** Start Dataset excerpt **
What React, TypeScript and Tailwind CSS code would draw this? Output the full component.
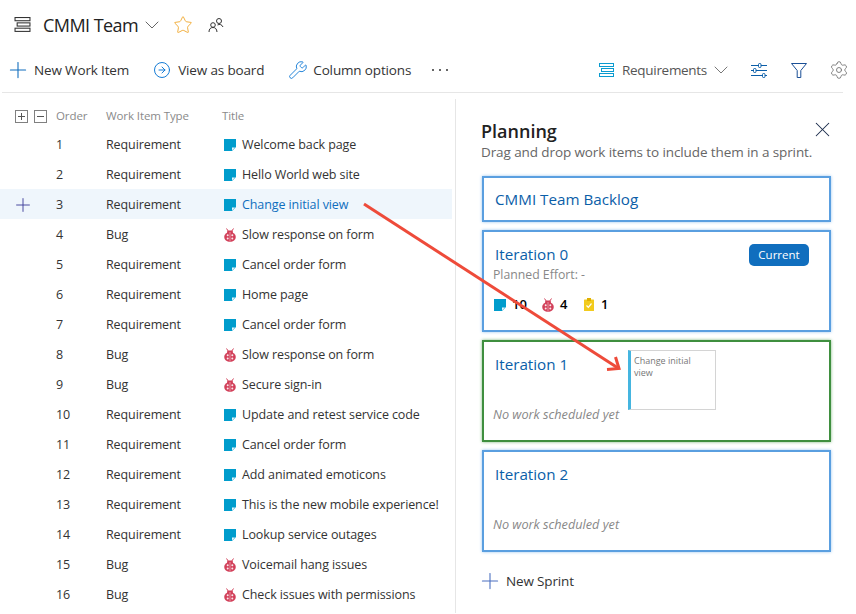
import { Plus, ChevronDown, X, Star, Settings, Wrench, CircleArrowRight } from "lucide-react";

const rows = [
  { order: 1, type: "Requirement", title: "Welcome back page" },
  { order: 2, type: "Requirement", title: "Hello World web site" },
  { order: 3, type: "Requirement", title: "Change initial view" },
  { order: 4, type: "Bug", title: "Slow response on form" },
  { order: 5, type: "Requirement", title: "Cancel order form" },
  { order: 6, type: "Requirement", title: "Home page" },
  { order: 7, type: "Requirement", title: "Cancel order form" },
  { order: 8, type: "Bug", title: "Slow response on form" },
  { order: 9, type: "Bug", title: "Secure sign-in" },
  { order: 10, type: "Requirement", title: "Update and retest service code" },
  { order: 11, type: "Requirement", title: "Cancel order form" },
  { order: 12, type: "Requirement", title: "Add animated emoticons" },
  { order: 13, type: "Requirement", title: "This is the new mobile experience!" },
  { order: 14, type: "Requirement", title: "Lookup service outages" },
  { order: 15, type: "Bug", title: "Voicemail hang issues" },
  { order: 16, type: "Bug", title: "Check issues with permissions" },
];

function ReqIcon() {
  return (
    <svg width="12" height="12" viewBox="0 0 12 12" className="shrink-0">
      <path d="M0 0H12V8L8 12H0Z" fill="#009ccc" />
      <path d="M8 8.5H11L8 11.5Z" fill="#e8f6fb" />
    </svg>
  );
}

function BugIcon() {
  return (
    <svg width="12" height="14" viewBox="0 0 12 14" className="shrink-0">
      <path d="M2.5 0.5L4.5 3.5M9.5 0.5L7.5 3.5" stroke="#d2405a" strokeWidth="1" fill="none" />
      <rect x="3" y="2.5" width="6" height="3" rx="1.5" fill="#d2405a" />
      <ellipse cx="6" cy="9" rx="5.8" ry="5" fill="#d2405a" />
      <path d="M6 4V14" stroke="#f4c6cf" strokeWidth="0.6" />
      <circle cx="3.7" cy="7.2" r="1" fill="#fbe6ea" />
      <circle cx="8.3" cy="7.2" r="1" fill="#fbe6ea" />
      <circle cx="3.7" cy="10.6" r="1" fill="#fbe6ea" />
      <circle cx="8.3" cy="10.6" r="1" fill="#fbe6ea" />
    </svg>
  );
}

function TaskIcon() {
  return (
    <svg width="10" height="13" viewBox="0 0 10 13" className="shrink-0">
      <rect x="0" y="1.5" width="10" height="11.5" rx="0.5" fill="#f2cb1d" />
      <rect x="3" y="0" width="4" height="3" fill="#e0b000" />
      <path d="M2.5 7.5L4.3 9.3L7.5 5.5" stroke="#fff" strokeWidth="1.2" fill="none" />
    </svg>
  );
}

function BacklogIcon({ color, width = 15, height = 15 }: { color: string; width?: number; height?: number }) {
  return (
    <svg width={width} height={height} viewBox="0 0 15 15" fill="none" stroke={color} strokeWidth="1" className="shrink-0">
      <rect x="0.5" y="0.5" width="14" height="3" />
      <rect x="2.5" y="5.5" width="12" height="3" />
      <rect x="0.5" y="10.5" width="14" height="3" />
    </svg>
  );
}

function TeamIcon() {
  return (
    <svg width="16" height="16" viewBox="0 0 16 16" fill="none" stroke="#333" strokeWidth="1">
      <circle cx="11" cy="4" r="2.5" />
      <circle cx="5" cy="8" r="2.3" />
      <path d="M1 15C1 12 2.5 10.5 5 10.5C7.5 10.5 8.7 12 9 15" />
      <path d="M9.5 8C11.5 6.8 14 7.5 15 10" />
    </svg>
  );
}

function SlidersIcon() {
  return (
    <svg width="16" height="15" viewBox="0 0 16 15" fill="none" stroke="#0b5ea8" strokeWidth="1" className="shrink-0">
      <path d="M0 2.5H7M10 2.5H16M0 7.5H2M5 7.5H16M0 12.5H11M14 12.5H16" />
      <rect x="7.5" y="0.5" width="2.5" height="4" rx="1" />
      <rect x="2.5" y="5.5" width="2.5" height="4" rx="1" />
      <rect x="11.5" y="10.5" width="2.5" height="4" rx="1" />
    </svg>
  );
}

function FunnelIcon() {
  return (
    <svg width="16" height="15" viewBox="0 0 16 15" fill="none" stroke="#1a4f96" strokeWidth="1" className="shrink-0">
      <path d="M0.5 0.5H15.5L9.8 7.5V14.5H6.2V7.5Z" />
    </svg>
  );
}

function BoxIcon({ minus }: { minus?: boolean }) {
  return (
    <div className="relative w-[13px] h-[13px] border border-[#808080]">
      <div className="absolute left-[2px] right-[2px] top-[5px] h-px bg-[#555]" />
      {!minus && <div className="absolute top-[2px] bottom-[2px] left-[5px] w-px bg-[#555]" />}
    </div>
  );
}

function SprintCard({ children, green, tall = true }: { children: React.ReactNode; green?: boolean; tall?: boolean }) {
  return (
    <div
      className={`relative bg-white border-2 ${green ? "border-[#3f8f3f] shadow-[0_0_3px_#7fb87f]" : "border-[#5a9fe0] shadow-[0_0_3px_#9cc6ee]"} ${tall ? "h-[102px]" : "h-[46px]"} pl-[11px] pr-5`}
    >
      {children}
    </div>
  );
}

export default function App() {
  return (
    <div className="relative w-[856px] h-[614px] overflow-hidden bg-white text-[#333] font-['Open_Sans',sans-serif]">
      {/* Title */}
      <div className="flex items-center h-[50px] pl-[14px]">
        <BacklogIcon color="#333" width={17} height={16} />
        <span className="ml-[12px] text-[18px] tracking-[-0.55px] text-[#222]">CMMI Team</span>
        <ChevronDown size={24} strokeWidth={1} className="ml-[2px] text-[#666]" />
        <Star size={20} strokeWidth={1.1} className="ml-[9px] text-[#f0a830]" />
        <div className="ml-[15px]">
          <TeamIcon />
        </div>
      </div>

      {/* Toolbar */}
      <div className="flex items-center h-[43px] ml-[2px] w-[841px] pl-[3px] pb-[2px] border-b border-[#e6e6e6] text-[13.5px] tracking-[-0.15px]">
        <Plus size={26} strokeWidth={1} className="text-[#0f6cbd]" />
        <span className="ml-[3px]">New Work Item</span>
        <CircleArrowRight size={18} strokeWidth={1.3} className="ml-[24px] text-[#0f78d4]" />
        <span className="ml-[7px]">View as board</span>
        <Wrench size={20} strokeWidth={1.1} className="ml-[24px] text-[#0f78d4]" />
        <span className="ml-[5px]">Column options</span>
        <span className="ml-[21px] flex gap-[5px]">
          <i className="w-[2px] h-[2px] rounded-full bg-[#333]" />
          <i className="w-[2px] h-[2px] rounded-full bg-[#333]" />
          <i className="w-[2px] h-[2px] rounded-full bg-[#333]" />
        </span>
        <div className="ml-auto flex items-center">
          <BacklogIcon color="#0a9bd0" />
          <span className="ml-[8px] tracking-[-0.3px] text-[#555]">Requirements</span>
          <ChevronDown size={24} strokeWidth={1} className="ml-[2px] text-[#777]" />
          <div className="ml-[18px]">
            <SlidersIcon />
          </div>
          <div className="ml-[24px]">
            <FunnelIcon />
          </div>
          <Settings size={20} strokeWidth={1.1} className="ml-[22px] -mr-[6px] text-[#777]" />
        </div>
      </div>

      <div className="flex h-[520px]">
        {/* Backlog list */}
        <div className="w-[452px] shrink-0 pt-[13px] text-[12.5px] tracking-[-0.1px]">
          <div className="flex items-center h-[20px] text-[#8a8a8a] text-[11.5px]">
            <div className="flex w-[56px] pl-[15px] gap-[6px]">
              <BoxIcon />
              <BoxIcon minus />
            </div>
            <div className="w-[50px]">Order</div>
            <div className="w-[116px]">Work Item Type</div>
            <div>Title</div>
          </div>
          <div className="mt-[3px]">
            {rows.map((row) => {
              const selected = row.order === 3;
              return (
                <div key={row.order} className={`flex items-center h-[30px] pt-[2px] ${selected ? "bg-[#eff6fc]" : ""}`}>
                  <div className="w-[56px] pl-[12px]">
                    {selected && <Plus size={22} strokeWidth={1} className="text-[#3b3b98]" />}
                  </div>
                  <div className="w-[50px]">{row.order}</div>
                  <div className="w-[118px]">{row.type}</div>
                  <div className="flex items-center gap-[6px] whitespace-nowrap">
                    {row.type === "Bug" ? <BugIcon /> : <ReqIcon />}
                    <span className={selected ? "text-[#106ebe]" : ""}>{row.title}</span>
                  </div>
                </div>
              );
            })}
          </div>
        </div>

        {/* Planning panel */}
        <div className="ml-[3px] mt-[6px] w-[376px] border-l border-[#e6e6e6] pl-[26px]">
          <div className="relative pt-[20px] -ml-px">
            <h2 className="text-[18px] leading-[24px] font-semibold text-[#222]">Planning</h2>
            <p className="text-[13.5px] leading-[18px] tracking-[-0.1px] text-[#666] whitespace-nowrap">
              Drag and drop work items to include them in a sprint.
            </p>
            <X size={25} strokeWidth={1} className="absolute right-[-4px] top-[18px] text-[#1a2a4a]" />
          </div>
          <div className="mt-[15px] flex flex-col gap-[8px] w-[349px]">
            <SprintCard tall={false}>
              <div className="leading-[42px] text-[15.2px] text-[#0b5ea8]">CMMI Team Backlog</div>
            </SprintCard>
            <SprintCard>
              <div className="pt-[11px] text-[15.2px] leading-[22px] text-[#0b5ea8]">Iteration 0</div>
              <div className="-ml-[2px] mt-[1px] text-[12.25px] leading-[18px] text-[#888]">Planned Effort: -</div>
              <div className="-ml-[1px] mt-[11px] flex items-center text-[13px] font-semibold text-black">
                <ReqIcon />
                <span className="ml-[6px] w-[30px]">10</span>
                <BugIcon />
                <span className="ml-[6px] w-[24px]">4</span>
                <TaskIcon />
                <span className="ml-[7px]">1</span>
              </div>
              <div className="absolute right-[20px] top-[12px] w-[60px] h-[22px] rounded-[5px] bg-[#106ebe] text-white text-[11.5px] leading-[22px] text-center">
                Current
              </div>
            </SprintCard>
            <SprintCard green>
              <div className="pt-[11px] text-[15.2px] leading-[22px] text-[#0b5ea8]">Iteration 1</div>
              <div className="-ml-[2px] mt-[30px] text-[12.7px] leading-[18px] italic text-[#888] whitespace-nowrap">No work scheduled yet</div>
              <div className="absolute left-[144px] top-[8px] w-[88px] h-[60px] border border-[#d4d4d4] border-l-[3px] border-l-[#45b5e0] pl-[3px] pr-[20px] pt-[4px] text-[9px] leading-[12px] text-[#777]">
                Change initial view
              </div>
            </SprintCard>
            <SprintCard>
              <div className="pt-[11px] text-[15.2px] leading-[22px] text-[#0b5ea8]">Iteration 2</div>
              <div className="-ml-[2px] mt-[30px] text-[12.7px] leading-[18px] italic text-[#888] whitespace-nowrap">No work scheduled yet</div>
            </SprintCard>
          </div>
          <div className="mt-[16px] -ml-[5px] flex items-center text-[13.5px] tracking-[-0.15px]">
            <Plus size={26} strokeWidth={1} className="text-[#4a6fc0]" />
            <span className="ml-[3px]">New Sprint</span>
          </div>
        </div>
      </div>

      {/* Annotation arrow */}
      <svg className="absolute left-0 top-0 pointer-events-none" width="856" height="614" fill="none">
        <path d="M364 204L618 368" stroke="#ee4b3a" strokeWidth="3" />
        <path d="M607 369.5L619 368.5L615.5 357" stroke="#ee4b3a" strokeWidth="3" />
      </svg>
    </div>
  );
}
** End Dataset excerpt **
**Given problem:** Set down again, exactly, the lines of the material above from its first line to the one with "Settings, Wrench, CircleArrowRight", inclusive. Leave the pictures out.

**Task solution:**
What React, TypeScript and Tailwind CSS code would draw this? Output the full component.
import { Plus, ChevronDown, X, Star, Settings, Wrench, CircleArrowRight } from "lucide-react";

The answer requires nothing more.